You can create hillshade for both graphic and analytic purposes. Graphically, a hillshade can provide an attractive and realistic backdrop, showing how other layers are distributed in relation to the terrain relief. From an analytic point of view, you can analyze how the landscape is illuminated at various times of the day by lowering and raising the sun angle.

Volumetric Analysis

Cut Fill

You may be leveling a site for building construction and want to determine the volume of material that needs to be excavated and dumped. Another use is to identify areas of sediment erosion and deposition in a river valley.

Geodatabase

The Geodatabase is a collection of geographic datasets of various types.

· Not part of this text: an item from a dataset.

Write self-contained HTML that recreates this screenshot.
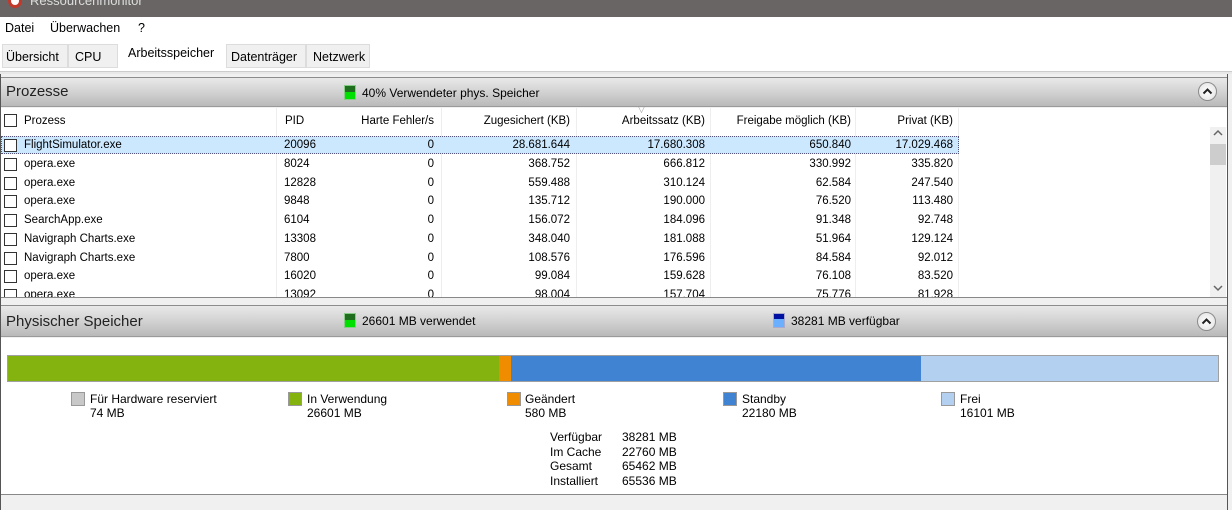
<!DOCTYPE html>
<html><head><meta charset="utf-8">
<style>
*{margin:0;padding:0;box-sizing:border-box}
body{width:1232px;height:510px;overflow:hidden;background:#f0f0f0;font-family:"Liberation Sans",sans-serif;font-size:11.5px;color:#000;position:relative}
.a{position:absolute;white-space:nowrap}
.hdr{position:absolute;left:1px;width:1226px;background:linear-gradient(#e9e9e9,#d2d2d2 50%,#b9b9b9);border-top:1px solid #8d8d8d;border-bottom:1px solid #9a9a9a}
.cb{position:absolute;width:13px;height:13px;border:1px solid #333;background:#fff}
.r{text-align:right}
.sq{position:absolute;width:14px;height:14px;border:1px solid #999}
.btn{position:absolute;width:19px;height:19px;border-radius:50%;border:1px solid #8a8a8a;background:radial-gradient(#fff,#e0e0e0)}
</style></head><body>
<div class="a" style="left:0;top:0;width:1232px;height:17px;background:#6a6565"></div>
<div class="a" style="left:8px;top:-6px;width:14px;height:14px;border-radius:50%;background:#fff;border:3px solid #c0392b"></div>
<div class="a" style="left:30px;top:-7px;color:#ddd;font-size:13px">Ressourcenmonitor</div>
<div class="a" style="left:0;top:17px;width:1232px;height:21px;background:#fff"></div>
<div class="a" style="left:5px;top:21px;font-size:12.5px">Datei</div>
<div class="a" style="left:50px;top:21px;font-size:12.5px">Überwachen</div>
<div class="a" style="left:138px;top:21px;font-size:12.5px">?</div>
<div class="a" style="left:0;top:38px;width:1232px;height:34px;background:#fff"></div>
<div class="a" style="left:2px;top:44px;width:66px;height:24px;background:#f0f0f0;border:1px solid #dcdcdc"></div>
<div class="a" style="left:6px;top:50px;font-size:12.5px">Übersicht</div>
<div class="a" style="left:68px;top:44px;width:50px;height:24px;background:#f0f0f0;border:1px solid #dcdcdc"></div>
<div class="a" style="left:75px;top:50px;font-size:12.5px">CPU</div>
<div class="a" style="left:128px;top:46px;font-size:12.5px">Arbeitsspeicher</div>
<div class="a" style="left:226px;top:44px;width:80px;height:24px;background:#f0f0f0;border:1px solid #dcdcdc"></div>
<div class="a" style="left:231px;top:50px;font-size:12.5px">Datenträger</div>
<div class="a" style="left:306px;top:44px;width:64px;height:24px;background:#f0f0f0;border:1px solid #dcdcdc"></div>
<div class="a" style="left:313px;top:50px;font-size:12.5px">Netzwerk</div>
<div class="a" style="left:0;top:71px;width:1232px;height:3px;background:#e8e8e8;border-top:1px solid #ccc"></div>
<div class="a" style="left:1227px;top:74px;width:5px;height:436px;background:#f0f0f0;border-left:1px solid #555"></div>
<div class="a" style="left:0;top:74px;width:1px;height:436px;background:#555"></div>
<div class="hdr" style="top:77px;height:30px"></div>
<div class="a" style="left:6px;top:83px;font-size:15px;color:#222">Prozesse</div>
<div class="a" style="left:344px;top:85px;width:12px;height:15px;background:linear-gradient(#1e6e1e 45%,#00e000 45%);border:1px solid #8c8"></div>
<div class="a" style="left:362px;top:86px;font-size:12px">40% Verwendeter phys. Speicher</div>
<div class="btn" style="left:1198px;top:82px"><svg width="17" height="17" viewBox="0 0 17 17" style="position:absolute;left:0;top:0"><path d="M4.5 10.5 L8.5 6.5 L12.5 10.5" fill="none" stroke="#222" stroke-width="2"/></svg></div>
<div class="a" style="left:1px;top:108px;width:1226px;height:189px;background:#fff"></div>
<div class="cb" style="left:4px;top:114px"></div>
<div class="a" style="left:24px;top:115px">Prozess</div>
<div class="a" style="left:285px;top:115px">PID</div>
<div class="a r" style="left:300px;top:115px;width:134px">Harte Fehler/s</div>
<div class="a r" style="left:440px;top:115px;width:130px">Zugesichert (KB)</div>
<div class="a r" style="left:575px;top:115px;width:130px">Arbeitssatz (KB)</div>
<div class="a" style="left:638px;top:104px;color:#999;font-size:9px">▽</div>
<div class="a r" style="left:710px;top:115px;width:141px">Freigabe möglich (KB)</div>
<div class="a r" style="left:855px;top:115px;width:98px">Privat (KB)</div>
<div class="a" style="left:276px;top:108px;width:1px;height:189px;background:#eee"></div>
<div class="a" style="left:441px;top:108px;width:1px;height:189px;background:#eee"></div>
<div class="a" style="left:576px;top:108px;width:1px;height:189px;background:#eee"></div>
<div class="a" style="left:710px;top:108px;width:1px;height:189px;background:#eee"></div>
<div class="a" style="left:855px;top:108px;width:1px;height:189px;background:#eee"></div>
<div class="a" style="left:958px;top:108px;width:1px;height:189px;background:#eee"></div>
<div class="a" style="left:1px;top:136px;width:958px;height:18px;background:#cce8ff;border:1px dotted #557"></div>
<div id="rows"></div>
<div class="a" style="left:1210px;top:127px;width:16px;height:170px;background:#f0f0f0"></div>
<svg class="a" style="left:1213px;top:129px" width="10" height="8"><path d="M1 6 L5 2 L9 6" fill="none" stroke="#666" stroke-width="1.5"/></svg>
<div class="a" style="left:1210px;top:144px;width:16px;height:21px;background:#cdcdcd"></div>
<svg class="a" style="left:1213px;top:284px" width="10" height="8"><path d="M1 2 L5 6 L9 2" fill="none" stroke="#666" stroke-width="1.5"/></svg>
<div class="a" style="left:1px;top:297px;width:1226px;height:7px;background:#f0f0f0;border-top:1px solid #888"></div>
<div class="hdr" style="top:305px;height:32px"></div>
<div class="a" style="left:6px;top:313px;font-size:15px;color:#222">Physischer Speicher</div>
<div class="a" style="left:344px;top:313px;width:12px;height:15px;background:linear-gradient(#1e6e1e 45%,#00e000 45%);border:1px solid #8c8"></div>
<div class="a" style="left:362px;top:314px;font-size:12px">26601 MB verwendet</div>
<div class="a" style="left:773px;top:313px;width:12px;height:15px;background:linear-gradient(#0010a0 40%,#6ab0ff 40%);border:1px solid #aac"></div>
<div class="a" style="left:791px;top:314px;font-size:12px">38281 MB verfügbar</div>
<div class="btn" style="left:1197px;top:312px"><svg width="17" height="17" viewBox="0 0 17 17" style="position:absolute;left:0;top:0"><path d="M4.5 10.5 L8.5 6.5 L12.5 10.5" fill="none" stroke="#222" stroke-width="2"/></svg></div>
<div class="a" style="left:1px;top:338px;width:1226px;height:157px;background:#fff;border-bottom:1px solid #888"></div>
<div class="a" style="left:7px;top:355px;width:1212px;height:27px;border:1px solid #a0a0a0;display:flex">
<div style="width:491px;background:#84b20e"></div><div style="width:12px;background:#f08c00"></div><div style="width:410px;background:#3f83d2"></div><div style="flex:1;background:#b3d0f0"></div></div>
<div class="sq" style="left:71px;top:392px;background:#c8c8c8"></div>
<div class="a" style="left:90px;top:392px;font-size:12px">Für Hardware reserviert<br>74 MB</div>
<div class="sq" style="left:288px;top:392px;background:#84b20e"></div>
<div class="a" style="left:307px;top:392px;font-size:12px">In Verwendung<br>26601 MB</div>
<div class="sq" style="left:507px;top:392px;background:#f08c00"></div>
<div class="a" style="left:525px;top:392px;font-size:12px">Geändert<br>580 MB</div>
<div class="sq" style="left:723px;top:392px;background:#3f83d2"></div>
<div class="a" style="left:742px;top:392px;font-size:12px">Standby<br>22180 MB</div>
<div class="sq" style="left:941px;top:392px;background:#b3d0f0"></div>
<div class="a" style="left:960px;top:392px;font-size:12px">Frei<br>16101 MB</div>
<div class="a" style="left:550px;top:430px;line-height:14.5px;font-size:12px">Verfügbar<br>Im Cache<br>Gesamt<br>Installiert</div>
<div class="a" style="left:622px;top:430px;line-height:14.5px;font-size:12px">38281 MB<br>22760 MB<br>65462 MB<br>65536 MB</div>
<script>
var d=[["FlightSimulator.exe","20096","28.681.644","17.680.308","650.840","17.029.468"],
["opera.exe","8024","368.752","666.812","330.992","335.820"],
["opera.exe","12828","559.488","310.124","62.584","247.540"],
["opera.exe","9848","135.712","190.000","76.520","113.480"],
["SearchApp.exe","6104","156.072","184.096","91.348","92.748"],
["Navigraph Charts.exe","13308","348.040","181.088","51.964","129.124"],
["Navigraph Charts.exe","7800","108.576","176.596","84.584","92.012"],
["opera.exe","16020","99.084","159.628","76.108","83.520"],
["opera.exe","13092","98.004","157.704","75.776","81.928"]];
var h="";
d.forEach(function(r,i){var t=137+i*18.75;
h+='<div class="cb" style="left:4px;top:'+(t+2)+'px"></div>'+
'<div class="a" style="left:24px;top:'+(t+2)+'px">'+r[0]+'</div>'+
'<div class="a" style="left:284px;top:'+(t+2)+'px">'+r[1]+'</div>'+
'<div class="a r" style="left:380px;top:'+(t+2)+'px;width:54px">0</div>'+
'<div class="a r" style="left:450px;top:'+(t+2)+'px;width:120px">'+r[2]+'</div>'+
'<div class="a r" style="left:585px;top:'+(t+2)+'px;width:120px">'+r[3]+'</div>'+
'<div class="a r" style="left:720px;top:'+(t+2)+'px;width:131px">'+r[4]+'</div>'+
'<div class="a r" style="left:860px;top:'+(t+2)+'px;width:93px">'+r[5]+'</div>';});
document.getElementById("rows").innerHTML=h;
</script>
</body></html>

An ArcGIS Geodatabase is a collection of geographic datasets of various types held in a common file system folder, a Microsoft Access database, or a multi-user relational DBMS (such as Oracle, Microsoft SQL Server, PostgreSQL, Informix, or IBM DB2).

Geocoding

Geocoding is the process of transforming a description of a location—such as a pair of coordinates, an address, or a name of a place—to a location on the earth’s surface. You can Geocode by entering one location description at a time or by providing many of them at once in a table. The resulting locations are output as geographic features with attributes, which can be used for mapping or spatial analysis.

Geoprocessing

Geoprocessing provides a large suite of tools for performing GIS tasks that range from simple buffers and polygon overlays to complex regression analysis and image classification. The tasks can be quite creative, using a sequence of operations to model and analyze complex spatial relationships. for example, calculating optimum paths through a transportation network, predicting the path of the wildfire, analyzing and finding patterns in crime locations, predicting which areas are prone to landslides, or predicting flooding effects of a storm event.

The Geoprocessing is based on a framework of data transformation. A typical geoprocessing tool an operates on an ArcGIS dataset, it’s produces a new dataset as the result of the tool. Each geoprocessing tool performs a small yet essential operation on geographic data.